There are several reasons behind acquisitions failures. For instance, the acquiring company often pay too much for the assets of the acquired company. The value of the target company might get bid up if many companies will try to buy. Moreover, administration of the acquiring company is too optimistic because they think the value that might be provided by an acquisition and acquiring firm is likely to pay substantial premium over target companies market capitalization. This is one of the reasons behind acquisition failures which is called hubris hypothesis. According to the Hubris hypothesis assumptions, managers overestimate their capability to obtain value from an acquisition. For instance, Daimler took over Chrysler in 1998 for $40 billion, about 40% more than the market value of Chrysler before the takeover bid. Daimler paid this amount of money because the company believed that it could utilise Chrysler to contribute it's grow market share in US. Daimler's administration notified bold announcements about the synergies that would be provided by combining the operations of the two firms. Executives thought that they could obtain better economies of scale from the global presence, take costs out of the German and US activities, and raise the profitability of the combined entity. Nevertheless, following the year of acquisition, Daimler's German management experienced a crisis at Chrysler due to the poor sales in the US. As a result, the firm lost big amount of money. In the past, Daimler's administration had been too optimistic for the future demand in the United States car market and about the chances for creating value from synergies. Daimler took over Chrysler at the end of the year increase in US car sales and paid a big premium more than Chrysler's market value before demand decreased. ( Charles, 2008)
Acquisitions also experience failures due to clash between the cultures of the acquiring and acquired companies. After a takeover, many acquired firms face high administration turnover because their workers do not want the acquiring firm's way of doing business. This occurred to the Daimler Chrysler, lots of senior managers resigned from their job in Chrysler the following year of the merger. Chrysler administrators do not like the dominance in decision making by Daimler's German directors. Moreover, Chrysler's American managers were paid over 2 times higher than Daimler's German managers and these cultural distinctions lead to tensions. As a result, the loss of managerial ability and expertise might have negative impact on the performance of the acquired unit. Acquisitions experiences failures because attempts to realize synergies by combining operations take longer than expected. Distinctions in administration philosophy and firm culture might slow the integration of operations. Differences in national culture can compound these issues. Bureaucratic haggling among managers also has adverse influence on process. It happened to Daimler Chrysler where plans to combine the activities of two companies process's were delayed by rod less meetings. When the integration plan had been concluded, Chrysler was making loss, and Daimler's German managers faced a crisis. (Charles, 2008)

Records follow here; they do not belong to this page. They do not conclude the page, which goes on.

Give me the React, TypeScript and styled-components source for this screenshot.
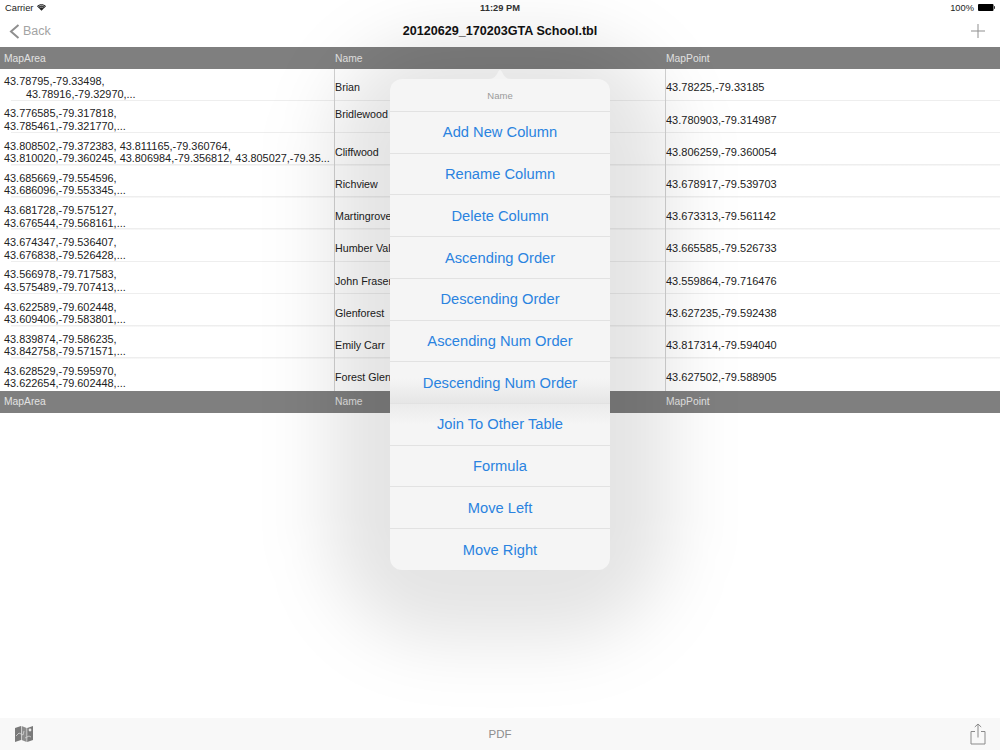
import * as React from "react";
import styled, { createGlobalStyle } from "styled-components";

const GlobalStyle = createGlobalStyle`
  html, body {
    margin: 0;
    padding: 0;
    background: #fff;
    font-family: "Liberation Sans", Arial, sans-serif;
  }
`;

interface IRow {
  area: string[];
  name: string;
  point: string;
  indent?: boolean;
  nameLift?: boolean;
}

const rows: IRow[] = [
  { area: ["43.78795,-79.33498,", "43.78916,-79.32970,..."], name: "Brian", point: "43.78225,-79.33185", indent: true },
  { area: ["43.776585,-79.317818,", "43.785461,-79.321770,..."], name: "Bridlewood", point: "43.780903,-79.314987", nameLift: true },
  {
    area: ["43.808502,-79.372383, 43.811165,-79.360764,", "43.810020,-79.360245, 43.806984,-79.356812, 43.805027,-79.35..."],
    name: "Cliffwood",
    point: "43.806259,-79.360054",
  },
  { area: ["43.685669,-79.554596,", "43.686096,-79.553345,..."], name: "Richview", point: "43.678917,-79.539703" },
  { area: ["43.681728,-79.575127,", "43.676544,-79.568161,..."], name: "Martingrove", point: "43.673313,-79.561142" },
  { area: ["43.674347,-79.536407,", "43.676838,-79.526428,..."], name: "Humber Valley", point: "43.665585,-79.526733" },
  { area: ["43.566978,-79.717583,", "43.575489,-79.707413,..."], name: "John Fraser", point: "43.559864,-79.716476" },
  { area: ["43.622589,-79.602448,", "43.609406,-79.583801,..."], name: "Glenforest", point: "43.627235,-79.592438" },
  { area: ["43.839874,-79.586235,", "43.842758,-79.571571,..."], name: "Emily Carr", point: "43.817314,-79.594040" },
  { area: ["43.628529,-79.595970,", "43.622654,-79.602448,..."], name: "Forest Glen", point: "43.627502,-79.588905" },
];

const menuItems = [
  "Add New Column",
  "Rename Column",
  "Delete Column",
  "Ascending Order",
  "Descending Order",
  "Ascending Num Order",
  "Descending Num Order",
  "Join To Other Table",
  "Formula",
  "Move Left",
  "Move Right",
];

const WifiIcon = () => (
  <svg width="9" height="7" viewBox="0 0 11 8">
    <path d="M5.5 8 L0 2.4 C3 -0.6 8 -0.6 11 2.4 Z" fill="#222" />
    <path d="M1.6 2.9 C3.9 0.9 7.1 0.9 9.4 2.9" fill="none" stroke="#fff" strokeWidth="0.7" />
    <path d="M3.1 4.5 C4.5 3.3 6.5 3.3 7.9 4.5" fill="none" stroke="#fff" strokeWidth="0.7" />
  </svg>
);

const BatteryIcon = () => (
  <svg width="17" height="7" viewBox="0 0 17 7">
    <rect x="0" y="0" width="15.5" height="7" rx="1" fill="#000" />
    <rect x="16" y="2.2" width="1" height="2.6" fill="#333" />
  </svg>
);

const MapIcon = () => (
  <svg width="20" height="18" viewBox="0 0 20 18">
    <path d="M1 3 L7 1 L7 15 L1 17 Z" fill="#7a7a7a" />
    <path d="M7.6 1 L12.6 3 L12.6 17 L7.6 15 Z" fill="#8c8c8c" />
    <path d="M13.2 3 L19 1 L19 15 L13.2 17 Z" fill="#7a7a7a" />
    <path d="M2 11 L5 8 L9 10 L10 6 M11 13 L15 11 L17 12" fill="none" stroke="#d5d5d5" strokeWidth="0.8" />
    <circle cx="16" cy="5" r="1.4" fill="#e8e8e8" />
  </svg>
);

const ShareIcon = () => (
  <svg width="16" height="22" viewBox="0 0 16 22" fill="none" stroke="#8a8a8a" strokeWidth="1">
    <path d="M5 8.5 H1 V21 H15 V8.5 H11" />
    <path d="M8 14.5 V1 M4.8 4 L8 1 L11.2 4" />
  </svg>
);

function tintFor(item: string): "bottom" | "top" | undefined {
  if (item === "Descending Num Order") return "bottom";
  if (item === "Join To Other Table") return "top";
  return undefined;
}

function App() {
  return (
    <>
      <GlobalStyle />
      <Page>
        <StatusBar>
          <StatusSide>
            Carrier <WifiIcon />
          </StatusSide>
          <StatusTime>11:29 PM</StatusTime>
          <StatusSide $right>
            100% <BatteryIcon />
          </StatusSide>
        </StatusBar>
        <NavBar>
          <BackButton>
            <svg width="11" height="15" viewBox="0 0 11 15" fill="none" stroke="#8f8f8f" strokeWidth="2">
              <path d="M9.5 1 L2 7.5 L9.5 14" />
            </svg>
            Back
          </BackButton>
          <Title>20120629_170203GTA School.tbl</Title>
          <PlusButton>
            <svg width="14" height="14" viewBox="0 0 14 14" stroke="#8f8f8f" strokeWidth="1">
              <path d="M7 0 V14 M0 7 H14" />
            </svg>
          </PlusButton>
        </NavBar>
        <HeaderRow>
          <HeaderCell>MapArea</HeaderCell>
          <HeaderCell>Name</HeaderCell>
          <HeaderCell>MapPoint</HeaderCell>
        </HeaderRow>
        {rows.map((row, i) => (
          <DataRow key={row.name} $last={i === rows.length - 1}>
            <AreaCell>
              <AreaLine>{row.area[0]}</AreaLine>
              <AreaLine $indent={row.indent}>{row.area[1]}</AreaLine>
            </AreaCell>
            <NameCell $lift={row.nameLift}>{row.name}</NameCell>
            <PointCell>{row.point}</PointCell>
          </DataRow>
        ))}
        <HeaderRow>
          <HeaderCell>MapArea</HeaderCell>
          <HeaderCell>Name</HeaderCell>
          <HeaderCell>MapPoint</HeaderCell>
        </HeaderRow>
        <Spacer />
        <Toolbar>
          <MapIcon />
          <PdfLabel>PDF</PdfLabel>
          <ShareIcon />
        </Toolbar>
        <Shade />
        <Popover>
          <PopoverTitle>Name</PopoverTitle>
          {menuItems.map((item) => (
            <MenuItem key={item} $tint={tintFor(item)}>
              {item}
            </MenuItem>
          ))}
        </Popover>
      </Page>
    </>
  );
}

export default App;

// style
const Page = styled.div`
  position: relative;
  width: 1000px;
  height: 750px;
  overflow: hidden;
  display: flex;
  flex-direction: column;
  background: #fff;
`;

const StatusBar = styled.div`
  height: 15px;
  padding: 0 5px;
  display: flex;
  align-items: center;
  justify-content: space-between;
  font-size: 9.3px;
  color: #222;
`;

const StatusSide = styled.div<{ $right?: boolean }>`
  width: 120px;
  display: flex;
  align-items: center;
  gap: 4px;
  justify-content: ${(p) => (p.$right ? "flex-end" : "flex-start")};
`;

const StatusTime = styled.div`
  font-size: 9.3px;
  font-weight: bold;
  color: #333;
`;

const NavBar = styled.div`
  height: 32px;
  padding: 0 12px;
  display: grid;
  grid-template-columns: 1fr auto 1fr;
  align-items: center;
`;

const BackButton = styled.div`
  margin-left: -3px;
  display: flex;
  align-items: center;
  gap: 3px;
  font-size: 12.5px;
  color: #a3a3a3;
`;

const Title = styled.div`
  font-size: 12.6px;
  font-weight: bold;
  color: #111;
`;

const PlusButton = styled.div`
  margin-right: 3px;
  display: flex;
  justify-content: flex-end;
`;

const HeaderRow = styled.div`
  height: 22px;
  flex: none;
  display: grid;
  grid-template-columns: 334px 331px 335px;
  background: #7f7f7f;
`;

const HeaderCell = styled.div`
  padding-left: 4px;
  display: flex;
  align-items: center;
  font-size: 10.3px;
  color: #e2e2e2;

  & + & {
    padding-left: 1px;
  }
`;

const DataRow = styled.div<{ $last?: boolean }>`
  height: 32.2px;
  flex: none;
  box-sizing: border-box;
  display: grid;
  grid-template-columns: 334px 331px 335px;
  background: ${(p) => (p.$last ? "none" : "linear-gradient(#eeeeee, #eeeeee) no-repeat 11px 100% / 989px 1.5px")};
`;

const AreaCell = styled.div`
  padding: 6.3px 0 0 4px;
  font-size: 10.9px;
  line-height: 12.5px;
  color: #222;
  white-space: nowrap;
  overflow: hidden;
`;

const AreaLine = styled.div<{ $indent?: boolean }>`
  padding-left: ${(p) => (p.$indent ? "22px" : "0")};
`;

const NameCell = styled.div<{ $lift?: boolean }>`
  padding: ${(p) => (p.$lift ? "0 0 7px 0" : "4.6px 0 0 0")};
  border-left: 1px solid #d2d2d2;
  display: flex;
  align-items: center;
  font-size: 10.7px;
  color: #222;
  white-space: nowrap;
  overflow: hidden;
`;

const PointCell = styled(NameCell)`
  font-size: 11px;
`;

const Spacer = styled.div`
  flex: 1;
`;

const Toolbar = styled.div`
  height: 32px;
  flex: none;
  padding: 0 14px;
  display: grid;
  grid-template-columns: 1fr auto 1fr;
  align-items: center;
  background: #f8f8f8;

  & > svg:last-child {
    justify-self: end;
  }
`;

const PdfLabel = styled.div`
  font-size: 11.5px;
  color: #8e8e8e;
`;

// soft drop shadow of the popover, laid over the page
const Shade = styled.div`
  position: absolute;
  left: 330px;
  top: 40px;
  width: 340px;
  height: 600px;
  border-radius: 110px;
  background: rgba(0, 0, 0, 0.105);
  filter: blur(35px);
  pointer-events: none;
`;

const Popover = styled.div`
  position: absolute;
  left: 390px;
  top: 79px;
  width: 220px;
  height: 491px;
  border-radius: 12px;
  background: #f5f5f5;

  &::before {
    content: "";
    position: absolute;
    left: 99px;
    top: -10px;
    width: 22px;
    height: 10px;
    background: #f3f3f3;
    clip-path: path("M0 10 C5 10 7 7 9 3 Q11 -1 13 3 C15 7 17 10 22 10 Z");
  }
`;

const PopoverTitle = styled.div`
  height: 32px;
  display: flex;
  align-items: center;
  justify-content: center;
  font-size: 9.5px;
  color: #9a9a9a;
`;

const MenuItem = styled.div<{ $tint?: "bottom" | "top" }>`
  height: 41.73px;
  box-sizing: border-box;
  border-top: 1px solid #e2e2e2;
  display: flex;
  align-items: center;
  justify-content: center;
  font-size: 14.7px;
  color: #2a83e0;
  background: ${(p) =>
    p.$tint === "bottom"
      ? "linear-gradient(#f5f5f5 40%, #e6e6e6)"
      : p.$tint === "top"
        ? "linear-gradient(#ebebeb, #f5f5f5 50%)"
        : "transparent"};
`;
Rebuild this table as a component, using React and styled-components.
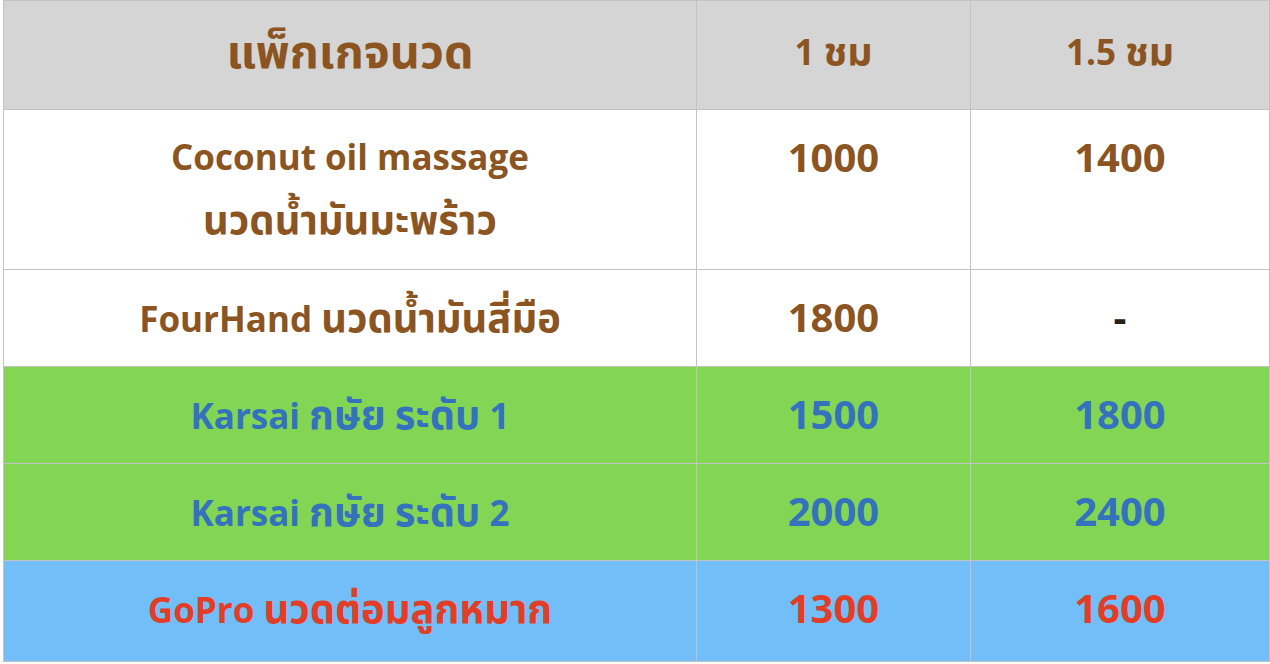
import React from "react";
import styled, { createGlobalStyle } from "styled-components";

const Global = createGlobalStyle`
  html, body { margin: 0; padding: 0; background: #ffffff; }
  body {
    font-family: "Open Sans", "Noto Sans Thai", "Noto Sans Thai Looped", "Noto Sans", "DejaVu Sans", sans-serif;
  }
`;

const Table = styled.table`
  margin: 0 0 0 3px;
  width: 1266px;
  border-collapse: collapse;
  table-layout: fixed;
  font-weight: 700;
`;

const Row = styled.tr`
  height: ${(p) => p.$h}px;
  background: ${(p) => p.$bg};
  color: ${(p) => p.$fg};
`;

const HeadCell = styled.th`
  border: 1px solid #c3c3c3;
  background: #d5d5d5;
  color: #8b5420;
  font-size: ${(p) => p.$size}px;
  font-weight: 700;
  text-align: center;
  vertical-align: middle;
  padding: 0 0 4px;
`;

const Cell = styled.td`
  border: 1px solid #c3c3c3;
  font-size: ${(p) => (p.$num ? 40 : 35)}px;
  line-height: 62px;
  text-align: center;
  vertical-align: top;
  padding: 16px 0 0;
`;

const Thai = styled.span`
  font-size: ${(p) => p.$scale || 1.14}em;
`;

const Dash = styled.span`
  color: #2a2016;
`;

const BROWN = "#8b5420";
const BLUE = "#3572be";
const RED = "#e23d26";
const GREEN = "#82d653";
const SKY = "#72bef8";

function Mixed({ text, scale }) {
  const parts = text.split(/([\u0E00-\u0E7F]+)/);
  return parts.map((p, i) =>
    /[\u0E00-\u0E7F]/.test(p) ? (
      <Thai key={i} $scale={scale}>
        {p}
      </Thai>
    ) : (
      <React.Fragment key={i}>{p}</React.Fragment>
    )
  );
}

const rows = [
  { name: ["Coconut oil massage", "นวดน้ำมันมะพร้าว"], a: "1000", b: "1400", h: 160, bg: "#ffffff", fg: BROWN },
  { name: ["FourHand นวดน้ำมันสี่มือ"], a: "1800", b: "-", h: 97, bg: "#ffffff", fg: BROWN },
  { name: ["Karsai กษัย ระดับ 1"], a: "1500", b: "1800", h: 97, bg: GREEN, fg: BLUE },
  { name: ["Karsai กษัย ระดับ 2"], a: "2000", b: "2400", h: 97, bg: GREEN, fg: BLUE },
  { name: ["GoPro นวดต่อมลูกหมาก"], a: "1300", b: "1600", h: 101, bg: SKY, fg: RED },
];

export default function App() {
  return (
    <>
      <Global />
      <Table>
        <colgroup>
          <col style={{ width: 693 }} />
          <col style={{ width: 274 }} />
          <col style={{ width: 299 }} />
        </colgroup>
        <thead>
          <Row $h={109}>
            <HeadCell $size={42}>
              <Mixed text="แพ็กเกจนวด" scale={1.11} />
            </HeadCell>
            <HeadCell $size={35}>
              <Mixed text="1 ชม" scale={1.12} />
            </HeadCell>
            <HeadCell $size={35}>
              <Mixed text="1.5 ชม" scale={1.12} />
            </HeadCell>
          </Row>
        </thead>
        <tbody>
          {rows.map((r, i) => (
            <Row key={i} $h={r.h} $bg={r.bg} $fg={r.fg}>
              <Cell>
                {r.name.map((line, j) => (
                  <div key={j}>
                    <Mixed text={line} />
                  </div>
                ))}
              </Cell>
              <Cell $num>{r.a}</Cell>
              <Cell $num>{r.b === "-" ? <Dash>-</Dash> : r.b}</Cell>
            </Row>
          ))}
        </tbody>
      </Table>
    </>
  );
}
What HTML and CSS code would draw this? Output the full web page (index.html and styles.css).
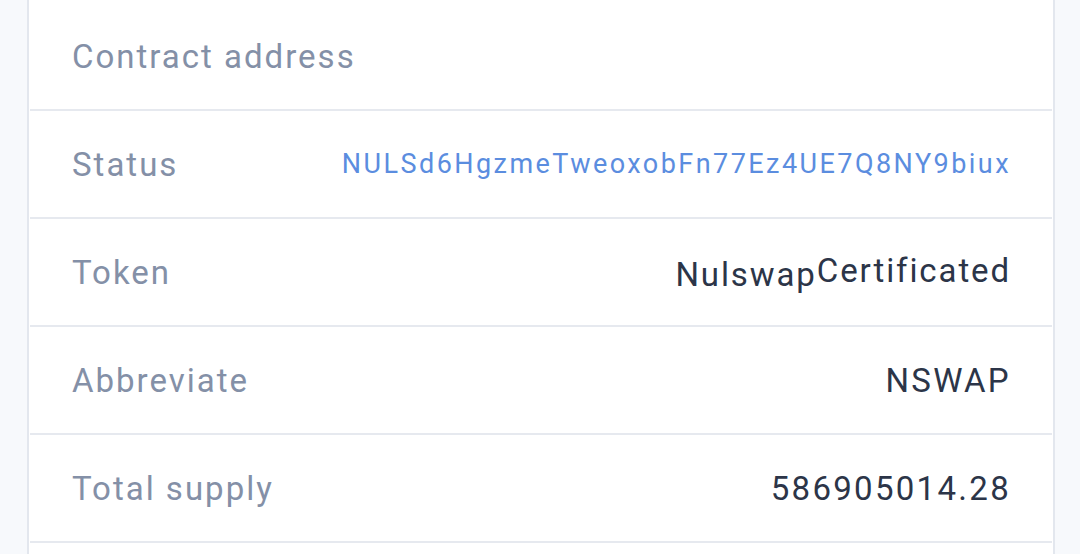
FILE: index.html
```html
<!DOCTYPE html>
<html lang="en">
<head>
    <meta charset="UTF-8">
    <meta name="viewport" content="width=device-width, initial-scale=1.0">
    <title>Token details</title>
    <link rel="stylesheet" href="styles.css">
</head>
<body>
    <main class="page">
        <section class="card">
            <div class="row">
                <span class="label">Contract address</span>
            </div>
            <div class="row">
                <span class="label">Status</span>
                <a class="value link" href="#">NULSd6HgzmeTweoxobFn77Ez4UE7Q8NY9biux</a>
            </div>
            <div class="row">
                <span class="label">Token</span>
                <span class="value token"><span class="drop">Nulswap</span>Certificated</span>
            </div>
            <div class="row">
                <span class="label">Abbreviate</span>
                <span class="value">NSWAP</span>
            </div>
            <div class="row">
                <span class="label">Total supply</span>
                <span class="value">586905014.28</span>
            </div>
            <div class="row"></div>
        </section>
    </main>
</body>
</html>
```

FILE: styles.css
```css
body {
    margin: 0;
    padding: 0;
    background-color: #f7f9fc;
    font-family: Roboto, "Liberation Sans", sans-serif;
    overflow: hidden;
}

.page {
    padding: 0 25px 0 27px;
}

.card {
    background-color: #fff;
    border-left: 2px solid #e3e7ee;
    border-right: 2px solid #e3e7ee;
    padding-top: 3px;
}

.row {
    height: 106px;
    display: flex;
    align-items: center;
    justify-content: space-between;
    padding: 0 41px 0 42px;
    border-bottom: 2px solid #e6e9ef;
    margin: 0 1px;
}

.label {
    font-size: 33px;
    letter-spacing: 2px;
    color: #8490a7;
}

.value {
    font-size: 33px;
    letter-spacing: 2.3px;
    color: #2c3548;
}

.value.token {
    letter-spacing: 1.9px;
}

.value .drop {
    vertical-align: -4px;
}

.link {
    font-size: 27px;
    letter-spacing: 2.45px;
    color: #5b8ddf;
    text-decoration: none;
}
```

A large number of acquisitions fail because of insufficient reacquisition screening. Lots of companies decide to acquire other companies without examining the potential advantages and costs. Companies often move with unnecessary haste to apply the acquisition. Nevertheless, a large number of acquiring companies realise that they have bought a troubled organization rather than purchasing a well run business. This could be particular issue in cross border acquisitions because the acquiring company might not totally interpret the target companies national culture and business. (Sydney, 2003)
Companies also diversify among goods and markets to decrease earnings fluctuations and to become less dependent on exports. Moreover, companies do not engage in the home country's economic instability. It also allows firms to compete with foreign rivals in their own nations. Firms are yield home country consumers with service for their foreign subsidiaries. Furthermore, companies exploit temporary benefit from undertaking cross border M&A. For example, favourable exchange rate makes overseas takeovers cheap. Firms such as Coca Cola expanded overseas in order to exploit their specific brands. (Sudarsanam, 1995)
Dowty was a multinational hi-tech engineering firm producing advanced systems and goods for aerospace, defence and information technology markets. From 1976 and 1987 Dowty acquired 4 US firms in aerospace and telecommunications for $108 million.
Dowty utilised its US acquisitions to sell its and subsidiaries goods utilizing their distribution channels in the US and Europe. The acquisitions developed the firm's global competitive edge, added new goods, created special access to Boeing, the aircraft producer , and improved the level and range of technology in the group. Acquisitions provided the firm greater competitive edge in Europe due to the access to US collaborative agreements and high tech goods.
Acquisitions experience different obstacles in many nations. There are some major barriers. In Europe , family control of firms are challenging obstacle to takeover. For instance, in Italy the biggest firms are family owned. Germany's industrial most important organization is the Mittelstand, that is established by family firms. The approach to acquisition is one of the reluctance and hostility. British and American buyers have obtained notoriety for their short term's. According to the managers of Mittelstand firms, price is not the most important thing. The company managers cherish their firms. (Sudarsanam, 1995)
In many nations such as Spain and Greece, accounts might not be publicly valid. They may not deal with internationally accepted accounting rules. Furthermore, in nations such as Germany and Japan, accounts are developed to satisfy the tax rules and might underestimate profits. When utilising the accounting information in those nations, the bidder should adjust the revenues, assets to reasonable levels.
Cultural and political barriers to cross border acquisitions create great profile and might lead to adverse publicity to the acquirer. Some difficulties even exist when host and home nations have same cultural profiles and speak the same language. For instance, National Australia Bank took over the Bank of New Zealand about $787 million in 1992. The acquisition was protested by politician and shareholders. (Sudarsanam, 1995)
Conclusion:
A company could deal with issues if it considers its acquisition strategy carefully. Monitoring of the foreign enterprise to be acquired ,indicating detailed auditing of activities , financial position may contribute to make sure the company : does not pay more than enough money for the acquired unit, it prevents horrible surprises after the acquisition and takeover company whose organization culture does not have antagonistic attitude to the acquiring enterprise. The objective ought to be decrease unnecessary management attrition after the acquisition. Moreover, managers should move quickly after a takeover to put a combination plan in place and to execute this plan. Some people in the acquiring and acquired units will attempt to slow or prevent any integration efforts due to the losses of employment and new management power engaged in. Managers ought to have a plan to handle impediments before they occur.